An MP has talked - and talked and talked - his way into the record books with a speech lasting 197 minutes.
Mr Dismore needed only water to see him through
Andrew Dismore's marathon oration - the longest this century - blocked a bill to clarify the degree of force a householder can use against intruders.
It beat the previous 181-minute record - already held by the eloquent Mr Dismore - Labour MP for Hendon.
But even his latest effort is well short of the all-time Commons record of six hours, by Henry Brougham in 1828.
Mr Dismore, who started his speech at 1113 GMT, said the Criminal Law (Amendment) (Protection of Property) Bill amounted to "vigilante law".

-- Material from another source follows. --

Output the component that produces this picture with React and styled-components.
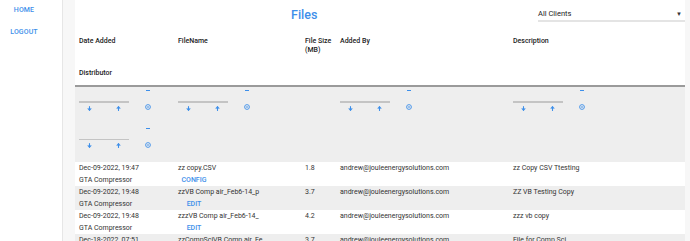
import React from "react";
import styled, { createGlobalStyle } from "styled-components";

const Global = createGlobalStyle`
  html, body {
    margin: 0;
    padding: 0;
    background: #f7f7f7;
    font-family: Roboto, "Liberation Sans", Arial, sans-serif;
  }
`;

const BLUE = "#3d8fea";

const Page = styled.div`
  display: flex;
  height: 241px;
  overflow: hidden;
`;

const Sidebar = styled.nav`
  width: 62px;
  flex: none;
  background: #fff;
  border-right: 1px solid #e6e6e6;
  box-sizing: content-box;
`;

const NavList = styled.div`
  width: 48px;
  display: flex;
  flex-direction: column;
  align-items: center;
  padding-top: 6px;
  gap: 14px;
`;

const NavLink = styled.a`
  font-size: 7px;
  line-height: 8px;
  font-weight: 500;
  color: ${BLUE};
  text-transform: uppercase;
  letter-spacing: 0.1px;
`;

const Main = styled.main`
  width: 610px;
  margin-left: 12px;
  background: #fff;
  flex: none;
`;

const Toolbar = styled.div`
  height: 30px;
  display: flex;
  align-items: flex-start;
`;

const Title = styled.h2`
  margin: 0;
  padding: 8px 0 0 216px;
  font-size: 12.5px;
  line-height: 14px;
  font-weight: 500;
  color: ${BLUE};
  flex: 1;
`;

const Select = styled.div`
  width: 147px;
  height: 22px;
  box-sizing: border-box;
  border-bottom: 2px solid #e4e4e4;
  display: flex;
  align-items: center;
  justify-content: space-between;
  padding: 6px 3px 0 0;
  font-size: 7.5px;
  color: #222;
`;

const Caret = styled.span`
  font-size: 6px;
  color: #333;
`;

const Row = styled.div`
  display: flex;
  flex-wrap: wrap;
  align-items: flex-start;
  background: ${(p) => p.$bg || "#fff"};
`;

const HeaderRow = styled(Row)`
  border-bottom: 2px solid #9a9a9a;
`;

const FilterArea = styled(Row)`
  background: #eeeeee;
`;

const Cell = styled.div`
  width: ${(p) => p.$w}px;
  box-sizing: border-box;
  padding: 0 4px;
  font-size: 7px;
  line-height: 12px;
  color: #333;
  white-space: nowrap;
  overflow: hidden;
`;

const HeadCell = styled(Cell)`
  padding: 7px 4px;
  line-height: 9px;
  font-weight: 500;
  color: #222;
`;

const ActionCell = styled(Cell)`
  text-align: center;
  padding: 0;
  font-weight: 500;
  color: ${BLUE};
  text-transform: uppercase;
`;

const FilterCell = styled.div`
  width: ${(p) => p.$w}px;
  height: 37.5px;
  box-sizing: border-box;
  padding: 0 4px;
  display: flex;
`;

const InputCol = styled.div`
  width: 50px;
  padding-top: 14px;
`;

const Underline = styled.div`
  height: 1.5px;
  background: #c4c4c4;
`;

const Arrows = styled.div`
  display: flex;
  justify-content: space-between;
  padding: 3px 8px 0 8px;
`;

const Controls = styled.div`
  margin-left: 16px;
  padding-top: 2px;
  display: flex;
  flex-direction: column;
  align-items: center;
  gap: 13px;
`;

const Minus = styled.div`
  width: 4px;
  height: 1.4px;
  background: ${BLUE};
  margin-top: 1px;
`;

const Arrow = ({ up }) => (
  <svg width="5" height="5" viewBox="0 0 12 12">
    <g transform={up ? "rotate(180 6 6)" : undefined} fill="none" stroke={BLUE} strokeWidth="2.6" strokeLinecap="round">
      <path d="M6 1.5v8.5" />
      <path d="M2.5 6.5L6 10l3.5-3.5" />
    </g>
  </svg>
);

const ClearIcon = () => (
  <svg width="6" height="6" viewBox="0 0 12 12">
    <circle cx="6" cy="6" r="4.8" fill="none" stroke={BLUE} strokeWidth="1.8" />
    <path d="M3.8 6h4.4" stroke={BLUE} strokeWidth="1.9" />
  </svg>
);

const Filter = ({ w }) => (
  <FilterCell $w={w}>
    <InputCol>
      <Underline />
      <Arrows>
        <Arrow />
        <Arrow up />
      </Arrows>
    </InputCol>
    <Controls>
      <Minus />
      <ClearIcon />
    </Controls>
  </FilterCell>
);

const W = { date: 99, name: 127, size: 35, by: 173, desc: 176, dist: 99, action: 40 };

const rows = [
  ["Dec-09-2022, 19:47", "zz copy.CSV", "1.8", "zz Copy CSV Ttesting", "Config"],
  ["Dec-09-2022, 19:48", "zzVB Comp air_Feb6-14_p", "3.7", "ZZ VB Testing Copy", "Edit"],
  ["Dec-09-2022, 19:48", "zzzVB Comp air_Feb6-14_", "4.2", "zzz vb copy", "Edit"],
  ["Dec-18-2022, 07:51", "zzCompSciVB Comp air_Fe", "3.7", "File for Comp Sci", "Edit"],
];

export default function App() {
  return (
    <>
      <Global />
      <Page>
        <Sidebar>
          <NavList>
            <NavLink>Home</NavLink>
            <NavLink>Logout</NavLink>
          </NavList>
        </Sidebar>
        <Main>
          <Toolbar>
            <Title>Files</Title>
            <Select>
              <span>All Clients</span>
              <Caret>▼</Caret>
            </Select>
          </Toolbar>
          <HeaderRow>
            <HeadCell $w={W.date}>Date Added</HeadCell>
            <HeadCell $w={W.name}>FileName</HeadCell>
            <HeadCell $w={W.size}>
              File Size
              <br />
              (MB)
            </HeadCell>
            <HeadCell $w={W.by}>Added By</HeadCell>
            <HeadCell $w={W.desc}>Description</HeadCell>
            <HeadCell $w={W.dist}>Distributor</HeadCell>
          </HeaderRow>
          <FilterArea>
            <Filter w={W.date} />
            <Filter w={W.name} />
            <FilterCell $w={W.size} />
            <Filter w={W.by} />
            <Filter w={W.desc} />
            <Filter w={W.dist} />
          </FilterArea>
          {rows.map(([date, name, size, desc, action], i) => (
            <Row key={i} $bg={i % 2 ? "#eeeeee" : "#fff"}>
              <Cell $w={W.date}>{date}</Cell>
              <Cell $w={W.name}>{name}</Cell>
              <Cell $w={W.size}>{size}</Cell>
              <Cell $w={W.by}>andrew@jouleenergysolutions.com</Cell>
              <Cell $w={W.desc}>{desc}</Cell>
              <Cell $w={W.dist}>GTA Compressor</Cell>
              <ActionCell $w={W.action}>{action}</ActionCell>
            </Row>
          ))}
        </Main>
      </Page>
    </>
  );
}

He warned: "The bill is unclear, uncertain and will result in people facing prosecution where, at present, they do not."
Conservative backbencher Anne McIntosh, who proposed the legislation, said: "The time has come to redress the balance."
The present law allowing "reasonable force" was not satisfactory and a proper deterrent was needed.
But, armed only with a sheaf of papers and several reference books, he was still speaking as time ran out for the measure at 1430 GMT.
Beware: Greeks bearing rucksacks
For fortification Mr Dismore - co-chairman of the All-Party Wine and Spirit Group - drank only from a cup of water.
Westminster tourists in a hurry should beware, as the 51-year-old MP claims he "speaks Greek and French to a reasonable conversational level".
The bill now stands no chance of becoming law. The practice employed by Mr Dismore is known as filibustering, or "talking out" legislation.
Ms McIntosh accused him of "negative behaviour" and said Labour was "out of touch" on crime.
However, Mr Dinmore said: "On a Friday, many bills are talked out, all the time, and bills which I very much agreed with have been talked out by Anne McIntosh's friends."
The 20th-Century record for the longest Commons speech is held by Tory barrister Sir Ivan Lawrence.
The then MP for Burton spoke for four hours 23 minutes during the Fluoridation Bill's committee stage on March 6, 1985.
In February 1983, Labour's John Golding spoke for 11 hours on the Telecommunications Bill.
But, as this was at a standing committee and not in the Commons chamber, he was also able to take breaks for lunch and dinner.